新型コロナウイルスの感染拡大が落ち着いて韓国への渡航が可能になったら、ぜひいろいろなブランドのチキンを味わってみてはいかがでしょうか?今回は韓国のチキン産業を紹介します。
「サムゲタン」からチキンフランチャイズの全盛期へ
韓国では1970年以降、本格的に産業化が進められるなか、大豆とトウモロコシが大量に流入され、豚、牛、鶏などの畜産業も発展しました。
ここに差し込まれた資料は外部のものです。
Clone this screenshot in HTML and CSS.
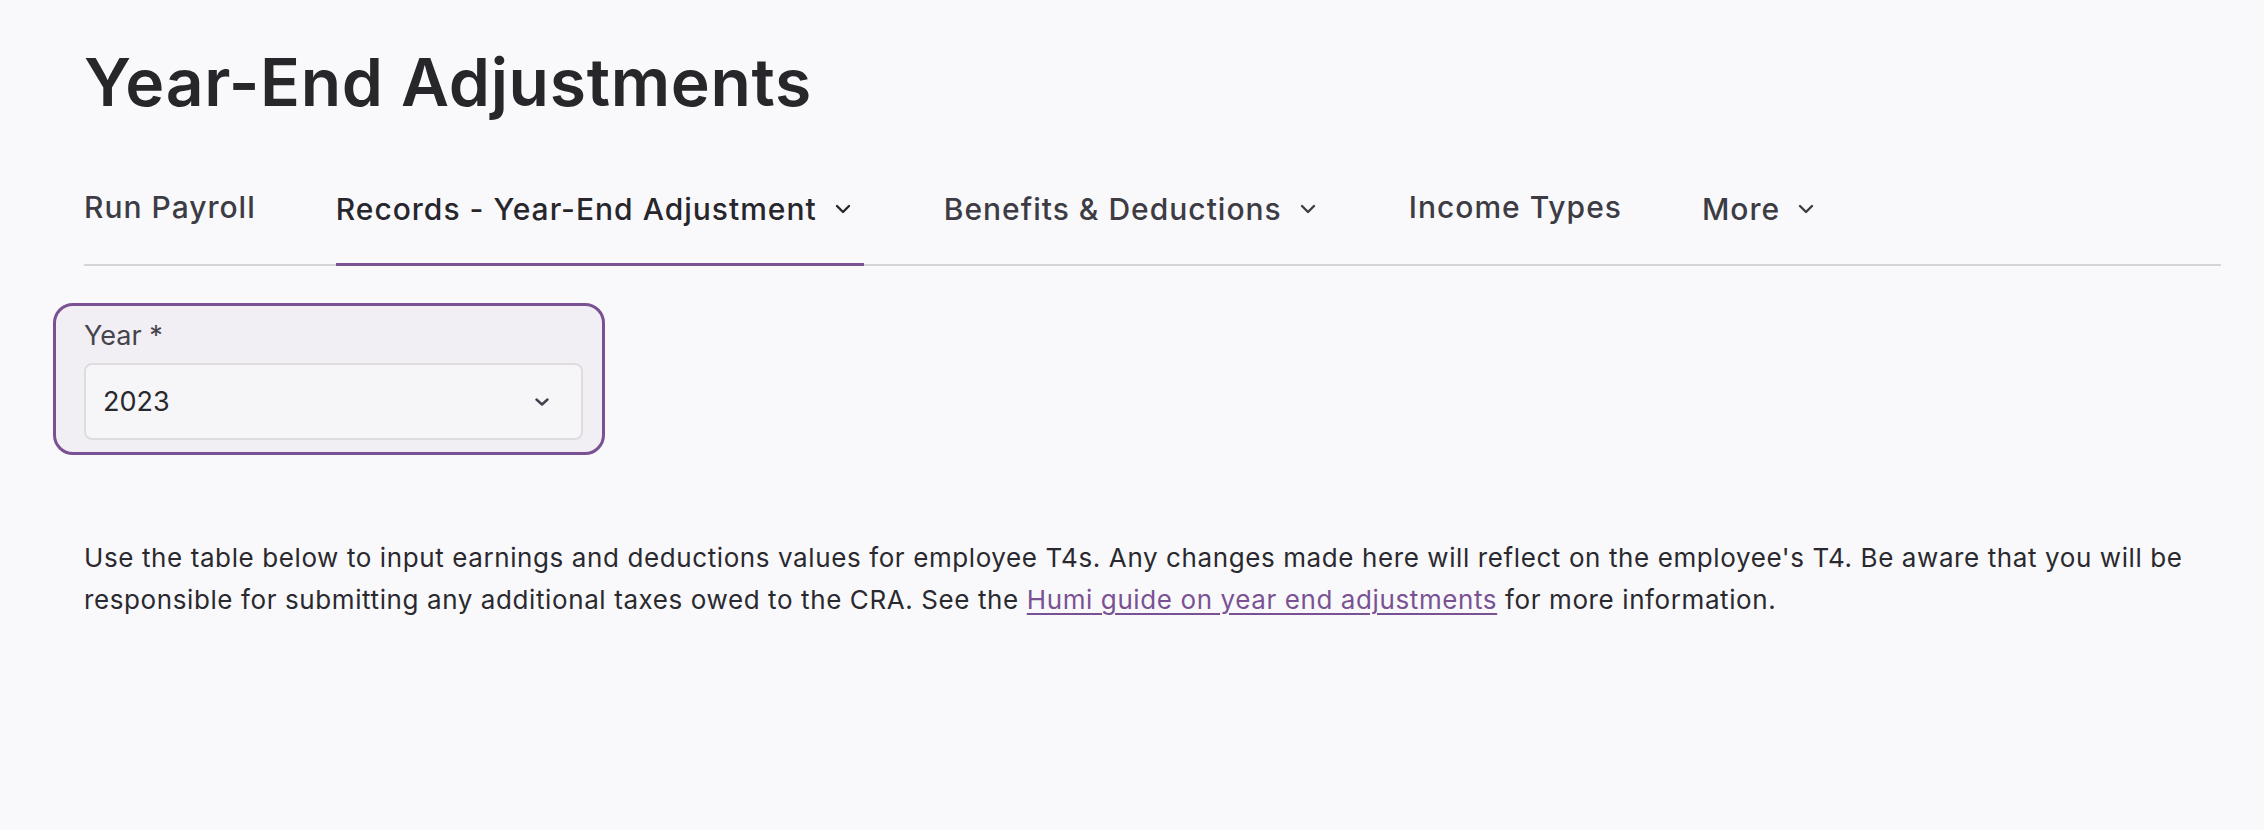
FILE: index.html
```html
<!DOCTYPE html>
<html lang="en">
<head>
<meta charset="utf-8">
<title>Year-End Adjustments</title>
<link rel="stylesheet" href="styles.css">
</head>
<body>
<main class="page">
  <h1 class="title">Year-End Adjustments</h1>

  <nav class="tabs">
    <a class="tab plain">Run Payroll</a>
    <a class="tab active">Records - Year-End Adjustment
      <svg class="tab-chev" viewBox="0 0 16 10" width="16" height="10"><path d="M2 2 L8 8 L14 2" /></svg>
    </a>
    <a class="tab">Benefits &amp; Deductions
      <svg class="tab-chev" viewBox="0 0 16 10" width="16" height="10"><path d="M2 2 L8 8 L14 2" /></svg>
    </a>
    <a class="tab plain">Income Types</a>
    <a class="tab">More
      <svg class="tab-chev" viewBox="0 0 16 10" width="16" height="10"><path d="M2 2 L8 8 L14 2" /></svg>
    </a>
  </nav>

  <div class="field-box">
    <div class="field-label">Year *</div>
    <div class="select">
      <span class="select-value">2023</span>
      <svg class="select-chev" viewBox="0 0 14 8" width="14" height="8"><path d="M1.5 1.5 L7 6.5 L12.5 1.5" /></svg>
    </div>
  </div>

  <p class="intro">Use the table below to input earnings and deductions values for employee T4s. Any changes made here will reflect on the employee's T4. Be aware that you will be responsible for submitting any additional taxes owed to the CRA. See the <a class="link">Humi guide on year end adjustments</a> for more information.</p>
</main>
</body>
</html>
```

FILE: styles.css
```css
html, body {
  margin: 0;
  padding: 0;
  background: #f9f9fb;
}

body {
  font-family: "Inter", "Liberation Sans", sans-serif;
  color: #2a292f;
}

.page {
  padding: 42px 43px 0 84px;
}

.title {
  margin: 0;
  font-size: 66px;
  line-height: 80px;
  font-weight: 600;
  color: #27272b;
  letter-spacing: 0.7px;
}

.tabs {
  margin-top: 67px;
  display: flex;
  align-items: flex-end;
  gap: 80px;
  box-shadow: inset 0 -2px 0 #d5d4d9;
}

.tab {
  display: flex;
  align-items: center;
  font-size: 30px;
  line-height: 36px;
  font-weight: 500;
  letter-spacing: 1px;
  color: #3d3c44;
  padding-bottom: 36px;
  border-bottom: 3px solid transparent;
  cursor: pointer;
}

.tab.plain {
  padding-bottom: 38px;
}

.tab.active {
  color: #27262c;
  border-bottom-color: #7a5294;
}

.tab-chev {
  margin-left: 18px;
  margin-right: 13px;
  fill: none;
  stroke: currentColor;
  stroke-width: 2.4;
  stroke-linecap: round;
  stroke-linejoin: round;
}

.field-box {
  margin-top: 37px;
  margin-left: -31px;
  width: 499px;
  padding: 12px 19px 12px 28px;
  border: 3px solid #7a5294;
  border-radius: 20px;
  background: #f1eff4;
}

.field-label {
  font-size: 27px;
  line-height: 36px;
  color: #45444c;
  margin-bottom: 9px;
}

.select {
  height: 73px;
  display: flex;
  align-items: center;
  justify-content: space-between;
  padding: 0 32px 0 17px;
  border: 2px solid #dedce1;
  border-radius: 8px;
  background: #f6f6f9;
}

.select-value {
  font-size: 27px;
  color: #29282e;
}

.select-chev {
  fill: none;
  stroke: #3f4350;
  stroke-width: 2.4;
  stroke-linecap: round;
  stroke-linejoin: round;
}

.intro {
  margin: 82px 0 0 0;
  font-size: 26px;
  line-height: 42px;
  letter-spacing: 0.6px;
  color: #2a292f;
}

.link {
  color: #7a5294;
  text-decoration: underline;
  text-decoration-thickness: 1.5px;
  text-underline-offset: 4px;
  cursor: pointer;
}
```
養鶏産業といえば、1980年以前は採卵が主な目的でしたが、所得水準の向上とともに鶏肉の取扱量が増えていきました。また、1970年以前は大豆が高価なもので、なおかつ大豆油も珍しかったため、鶏を使った料理はサムゲタンのような鍋料理が中心でした。しかし、1971年に初めて豆油が発売されたことにより、鶏と豆油を使った揚げ物が広く食べられるようになりました。
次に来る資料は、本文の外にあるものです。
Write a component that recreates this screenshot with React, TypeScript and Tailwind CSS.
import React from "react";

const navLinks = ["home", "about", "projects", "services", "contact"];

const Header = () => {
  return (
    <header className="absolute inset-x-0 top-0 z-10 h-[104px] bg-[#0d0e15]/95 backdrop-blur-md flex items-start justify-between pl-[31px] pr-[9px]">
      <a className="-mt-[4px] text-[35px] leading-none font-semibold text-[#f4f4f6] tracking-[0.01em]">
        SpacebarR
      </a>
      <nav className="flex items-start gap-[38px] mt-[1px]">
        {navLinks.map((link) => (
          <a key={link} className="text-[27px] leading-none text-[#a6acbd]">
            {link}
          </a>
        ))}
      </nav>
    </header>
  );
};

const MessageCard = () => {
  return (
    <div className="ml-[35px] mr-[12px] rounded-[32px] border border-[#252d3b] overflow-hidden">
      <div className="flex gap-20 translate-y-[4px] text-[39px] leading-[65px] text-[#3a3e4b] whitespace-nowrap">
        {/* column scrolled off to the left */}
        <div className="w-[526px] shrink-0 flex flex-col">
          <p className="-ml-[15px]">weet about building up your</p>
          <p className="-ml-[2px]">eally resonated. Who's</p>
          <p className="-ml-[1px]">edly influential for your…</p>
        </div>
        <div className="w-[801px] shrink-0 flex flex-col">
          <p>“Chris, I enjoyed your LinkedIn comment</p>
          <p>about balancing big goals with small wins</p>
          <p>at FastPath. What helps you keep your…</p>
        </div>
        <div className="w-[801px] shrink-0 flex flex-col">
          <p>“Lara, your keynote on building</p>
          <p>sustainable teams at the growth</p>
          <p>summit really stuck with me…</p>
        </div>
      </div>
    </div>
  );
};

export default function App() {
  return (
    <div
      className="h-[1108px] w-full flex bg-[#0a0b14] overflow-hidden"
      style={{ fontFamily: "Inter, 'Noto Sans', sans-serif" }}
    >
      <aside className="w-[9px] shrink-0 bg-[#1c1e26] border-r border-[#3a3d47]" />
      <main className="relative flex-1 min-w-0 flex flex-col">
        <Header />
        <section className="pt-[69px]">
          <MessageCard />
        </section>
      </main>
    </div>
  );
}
一方で、多くの韓国人は脂っこい料理が苦手なため、いわゆるフライドチキンよりも味つけチキンの方が好まれ、改良が重ねられていきました。それが現在の韓国のチキン産業につながっています。
チキンフランチャイズ最大手のキョチョンF&B
「キョチョンチキン」を運営するキョチョンF&B※(韓国:339770)は韓国のチキンフランチャイズ最大手で、2021年第1四半期(1~3月)は過去最高の売上高を記録しました。
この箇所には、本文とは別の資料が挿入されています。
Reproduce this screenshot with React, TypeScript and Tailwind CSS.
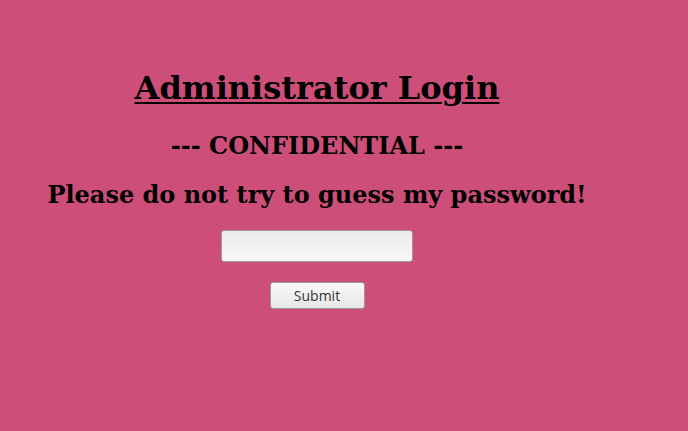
export default function App() {
  return (
    <div className="min-h-screen w-full bg-[#cd4f79] font-['DejaVu_Serif',serif] text-black">
      <div className="w-[634px] flex flex-col items-center pt-[70px]">
        <h1 className="text-[32px] leading-[37px] font-bold underline decoration-2 underline-offset-[3px]">
          Administrator Login
        </h1>
        <h2 className="mt-[25px] text-[24px] leading-[28px] font-bold">--- CONFIDENTIAL ---</h2>
        <p className="mt-[21px] text-[24px] leading-[28px] font-bold">
          Please do not try to guess my password!
        </p>
        <input
          type="password"
          className="mt-[21px] w-[192px] h-[32px] rounded-[3px] border border-[#9a9a9a] bg-gradient-to-b from-[#ebebeb] to-[#f7f7f7] outline-none"
        />
        <button className="mt-[20px] w-[95px] h-[27px] rounded-[3px] border border-[#9a9a9a] bg-gradient-to-b from-[#fafafa] to-[#e6e6e6] font-['Open_Sans',sans-serif] text-[14px] leading-[25px] text-[#333]">
          Submit
        </button>
      </div>
    </div>
  )
}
同社が高成長している背景には、韓国の人口構成と食文化の変化があります。一人暮らしの増加や出前メニューの多様化、SNSを通じた体験の共有、欲しい物に対して出費を惜しまない傾向など、さまざまな要素がかみ合って急成長を成し遂げました。
加えて、コロナ禍で外食よりも出前が好まれる環境も追い風となっています。出前を代表するメニューであるチキンが恩恵を受けているのです。
2015年から2018年にまでの飲食フランチャイズの売上高推移を見ても、チキンフランチャイズが他のフランチャイズに比べて高い成長率となっていることがわかります。
同社は今後の成長戦略として、HMR(Home Meal Replacement:すぐに食べられる調理済み食品や家庭で簡単に調理して食べられる食品)とオリジナルビールの開発に乗り出しています。
年々増加する一人暮らしや二人世帯、利便性を重視する若者向けに、健康やダイエットを意識した食品やおかずなどのHMR製品の開発を強化する方針です。さらに、チキンに欠かせないビールも開発し、売り上げを拡大する意向です。同社は海外進出にも積極的なため、食の韓流を起こすかもしれません。
※キョチョンF&Bはアイザワ証券の取り扱い銘柄ではありません。